> _WHAT YOU HAVE TO DO_: Please retype the data in full and exactly; the pictures are not part of the copy.

> _DATA SECTION_:
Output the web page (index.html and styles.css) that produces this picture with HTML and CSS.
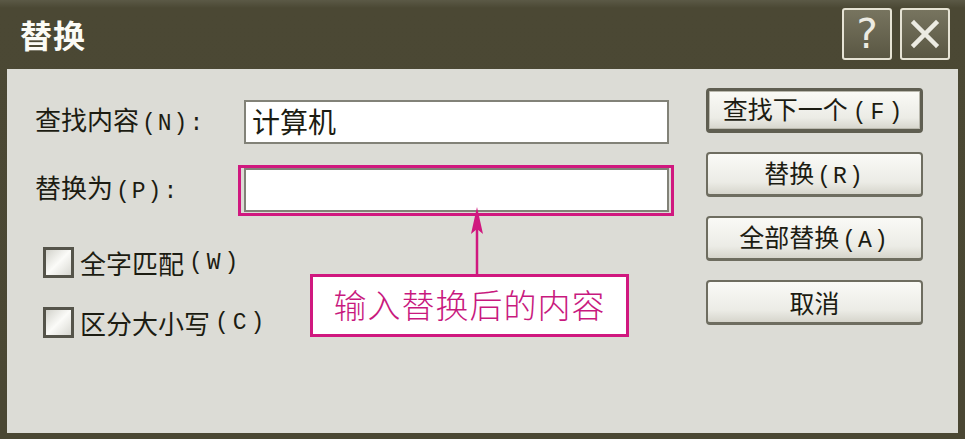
FILE: index.html
```html
<!DOCTYPE html>
<html lang="zh-CN">
<head>
  <meta charset="UTF-8">
  <title>替换</title>
  <link rel="stylesheet" href="styles.css">
</head>
<body>
  <div class="window">
    <div class="titlebar">
      <span class="title">替换</span>
      <div class="caption-btns">
        <span class="cap-btn help">?</span>
        <span class="cap-btn close">
          <svg width="30" height="30" viewBox="0 0 30 30">
            <path d="M4 4 L26 26 M26 4 L4 26" stroke="#ecebe2" stroke-width="4.5" stroke-linecap="square"/>
          </svg>
        </span>
      </div>
    </div>

    <div class="panel">
      <div class="form">
        <div class="fields">
          <label class="field-label">查找内容<span class="key">(N):</span></label>
          <div class="textbox">计算机</div>
          <label class="field-label">替换为<span class="key">(P):</span></label>
          <div class="textbox marked"></div>
        </div>

        <div class="options">
          <div class="option"><span class="check"></span>全字匹配<span class="key wide">(W)</span></div>
          <div class="option"><span class="check"></span>区分大小写<span class="key wide">(C)</span></div>
        </div>
      </div>

      <div class="buttons">
        <button class="btn default">查找下一个<span class="key wide">(F)</span></button>
        <button class="btn">替换<span class="key">(R)</span></button>
        <button class="btn">全部替换<span class="key">(A)</span></button>
        <button class="btn">取消</button>
      </div>

      <!-- annotation over the dialog -->
      <svg class="arrow" width="20" height="68" viewBox="0 0 20 68">
        <path d="M10 6 L10 68" stroke="#d0187f" stroke-width="2.5"/>
        <path d="M10 0 L16 27 L10 22 L4 27 Z" fill="#d0187f"/>
      </svg>
      <div class="callout">输入替换后的内容</div>
    </div>
  </div>
</body>
</html>
```

FILE: styles.css
```css
/* Windows XP style "替换" dialog */
body {
  margin: 0;
  padding: 0;
  background-color: #4a4733;
  font-family: "Noto Sans CJK SC", "Liberation Sans", sans-serif;
}

.window {
  width: 965px;
  height: 439px;
  display: flex;
  flex-direction: column;
  background: linear-gradient(#5b5946 0, #4b4834 8px, #4a4733 100%);
}

.titlebar {
  height: 69px;
  display: flex;
  align-items: center;
  justify-content: space-between;
  padding: 0 15px 0 20px;
  box-sizing: border-box;
}

.title {
  color: #fbfbf6;
  font-size: 32px;
  font-weight: bold;
  letter-spacing: 1px;
  margin-top: -2px;
}

.caption-btns {
  display: flex;
  gap: 8px;
  margin-top: -2px;
}

.cap-btn {
  width: 46px;
  height: 48px;
  border: 2px solid #e6e3d4;
  border-radius: 3px;
  background: linear-gradient(#77745f, #5a5743);
  display: flex;
  align-items: center;
  justify-content: center;
  box-sizing: content-box;
}

.help {
  color: #ecebe2;
  font-family: "DejaVu Sans", sans-serif;
  font-size: 40px;
  line-height: 1;
}

/* light grey client area */
.panel {
  position: relative;
  flex: 1;
  margin: 0 7px 6px 7px;
  background-color: #dcdcd6;
  display: flex;
  color: #1c1c12;
}

.form {
  padding: 28px 0 0 28px;
}

.fields {
  display: grid;
  grid-template-columns: 209px 425px;
  row-gap: 19px;
  align-items: center;
}

.field-label {
  font-size: 26px;
  line-height: 44px;
}

/* shortcut letters, drawn like the old bitmap font */
.key {
  font-family: "Liberation Mono", monospace;
  font-size: 23px;
  letter-spacing: 2px;
  margin-left: 3px;
}

.key.wide {
  letter-spacing: 4px;
  margin-left: 5px;
}

.textbox {
  height: 44px;
  box-sizing: border-box;
  border: 2px solid #828278;
  background-color: #fff;
  font-size: 28px;
  line-height: 38px;
  padding-left: 6px;
}

.marked {
  position: relative;
}

.marked::after {
  content: "";
  position: absolute;
  top: -5px;
  left: -8px;
  right: -7px;
  bottom: -6px;
  border: 3px solid #d0187f;
}

.options {
  margin: 33px 0 0 8px;
  display: flex;
  flex-direction: column;
  gap: 29px;
}

.option {
  display: flex;
  align-items: center;
  font-size: 26px;
  height: 31px;
}

.check {
  width: 25px;
  height: 25px;
  border: 3px solid #55544a;
  background: linear-gradient(135deg, #d2d2cb, #fbfbf8 50%, #d8d8d2);
  margin-right: 6px;
}

.buttons {
  margin: 19px 0 0 37px;
  display: flex;
  flex-direction: column;
  gap: 19px;
}

.btn {
  width: 217px;
  height: 45px;
  font-family: "Noto Sans CJK SC", "Liberation Sans", sans-serif;
  font-size: 25px;
  color: #1c1c12;
  border: 2px solid #6e6d60;
  border-bottom-width: 3px;
  border-radius: 4px;
  background: linear-gradient(#fafaf6, #ececE6 70%, #d6d5cc);
  padding: 0;
  line-height: 1;
}

.btn.default {
  border: 3px solid #5f5e51;
  border-bottom-width: 4px;
  box-shadow: inset 0 0 0 1px #b9b8ad;
}

.arrow {
  position: absolute;
  left: 460px;
  top: 138px;
}

.callout {
  position: absolute;
  left: 303px;
  top: 205px;
  width: 319px;
  height: 63px;
  box-sizing: border-box;
  border: 3px solid #d0187f;
  background-color: #fff;
  color: #c8197e;
  font-size: 33px;
  font-weight: 300;
  line-height: 55px;
  text-align: center;
  letter-spacing: 1px;
}
```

> _WRITTEN SOLUTION_:
Output the web page (index.html and styles.css) that produces this picture with HTML and CSS.
FILE: index.html
```html
<!DOCTYPE html>
<html lang="zh-CN">
<head>
  <meta charset="UTF-8">
  <title>替换</title>
  <link rel="stylesheet" href="styles.css">
</head>
<body>
  <div class="window">
    <div class="titlebar">
      <span class="title">替换</span>
      <div class="caption-btns">
        <span class="cap-btn help">?</span>
        <span class="cap-btn close">
          <svg width="30" height="30" viewBox="0 0 30 30">
            <path d="M4 4 L26 26 M26 4 L4 26" stroke="#ecebe2" stroke-width="4.5" stroke-linecap="square"/>
          </svg>
        </span>
      </div>
    </div>

    <div class="panel">
      <div class="form">
        <div class="fields">
          <label class="field-label">查找内容<span class="key">(N):</span></label>
          <div class="textbox">计算机</div>
          <label class="field-label">替换为<span class="key">(P):</span></label>
          <div class="textbox marked"></div>
        </div>

        <div class="options">
          <div class="option"><span class="check"></span>全字匹配<span class="key wide">(W)</span></div>
          <div class="option"><span class="check"></span>区分大小写<span class="key wide">(C)</span></div>
        </div>
      </div>

      <div class="buttons">
        <button class="btn default">查找下一个<span class="key wide">(F)</span></button>
        <button class="btn">替换<span class="key">(R)</span></button>
        <button class="btn">全部替换<span class="key">(A)</span></button>
        <button class="btn">取消</button>
      </div>

      <!-- annotation over the dialog -->
      <svg class="arrow" width="20" height="68" viewBox="0 0 20 68">
        <path d="M10 6 L10 68" stroke="#d0187f" stroke-width="2.5"/>
        <path d="M10 0 L16 27 L10 22 L4 27 Z" fill="#d0187f"/>
      </svg>
      <div class="callout">输入替换后的内容</div>
    </div>
  </div>
</body>
</html>
```

FILE: styles.css
```css
/* Windows XP style "替换" dialog */
body {
  margin: 0;
  padding: 0;
  background-color: #4a4733;
  font-family: "Noto Sans CJK SC", "Liberation Sans", sans-serif;
}

.window {
  width: 965px;
  height: 439px;
  display: flex;
  flex-direction: column;
  background: linear-gradient(#5b5946 0, #4b4834 8px, #4a4733 100%);
}

.titlebar {
  height: 69px;
  display: flex;
  align-items: center;
  justify-content: space-between;
  padding: 0 15px 0 20px;
  box-sizing: border-box;
}

.title {
  color: #fbfbf6;
  font-size: 32px;
  font-weight: bold;
  letter-spacing: 1px;
  margin-top: -2px;
}

.caption-btns {
  display: flex;
  gap: 8px;
  margin-top: -2px;
}

.cap-btn {
  width: 46px;
  height: 48px;
  border: 2px solid #e6e3d4;
  border-radius: 3px;
  background: linear-gradient(#77745f, #5a5743);
  display: flex;
  align-items: center;
  justify-content: center;
  box-sizing: content-box;
}

.help {
  color: #ecebe2;
  font-family: "DejaVu Sans", sans-serif;
  font-size: 40px;
  line-height: 1;
}

/* light grey client area */
.panel {
  position: relative;
  flex: 1;
  margin: 0 7px 6px 7px;
  background-color: #dcdcd6;
  display: flex;
  color: #1c1c12;
}

.form {
  padding: 28px 0 0 28px;
}

.fields {
  display: grid;
  grid-template-columns: 209px 425px;
  row-gap: 19px;
  align-items: center;
}

.field-label {
  font-size: 26px;
  line-height: 44px;
}

/* shortcut letters, drawn like the old bitmap font */
.key {
  font-family: "Liberation Mono", monospace;
  font-size: 23px;
  letter-spacing: 2px;
  margin-left: 3px;
}

.key.wide {
  letter-spacing: 4px;
  margin-left: 5px;
}

.textbox {
  height: 44px;
  box-sizing: border-box;
  border: 2px solid #828278;
  background-color: #fff;
  font-size: 28px;
  line-height: 38px;
  padding-left: 6px;
}

.marked {
  position: relative;
}

.marked::after {
  content: "";
  position: absolute;
  top: -5px;
  left: -8px;
  right: -7px;
  bottom: -6px;
  border: 3px solid #d0187f;
}

.options {
  margin: 33px 0 0 8px;
  display: flex;
  flex-direction: column;
  gap: 29px;
}

.option {
  display: flex;
  align-items: center;
  font-size: 26px;
  height: 31px;
}

.check {
  width: 25px;
  height: 25px;
  border: 3px solid #55544a;
  background: linear-gradient(135deg, #d2d2cb, #fbfbf8 50%, #d8d8d2);
  margin-right: 6px;
}

.buttons {
  margin: 19px 0 0 37px;
  display: flex;
  flex-direction: column;
  gap: 19px;
}

.btn {
  width: 217px;
  height: 45px;
  font-family: "Noto Sans CJK SC", "Liberation Sans", sans-serif;
  font-size: 25px;
  color: #1c1c12;
  border: 2px solid #6e6d60;
  border-bottom-width: 3px;
  border-radius: 4px;
  background: linear-gradient(#fafaf6, #ececE6 70%, #d6d5cc);
  padding: 0;
  line-height: 1;
}

.btn.default {
  border: 3px solid #5f5e51;
  border-bottom-width: 4px;
  box-shadow: inset 0 0 0 1px #b9b8ad;
}

.arrow {
  position: absolute;
  left: 460px;
  top: 138px;
}

.callout {
  position: absolute;
  left: 303px;
  top: 205px;
  width: 319px;
  height: 63px;
  box-sizing: border-box;
  border: 3px solid #d0187f;
  background-color: #fff;
  color: #c8197e;
  font-size: 33px;
  font-weight: 300;
  line-height: 55px;
  text-align: center;
  letter-spacing: 1px;
}
```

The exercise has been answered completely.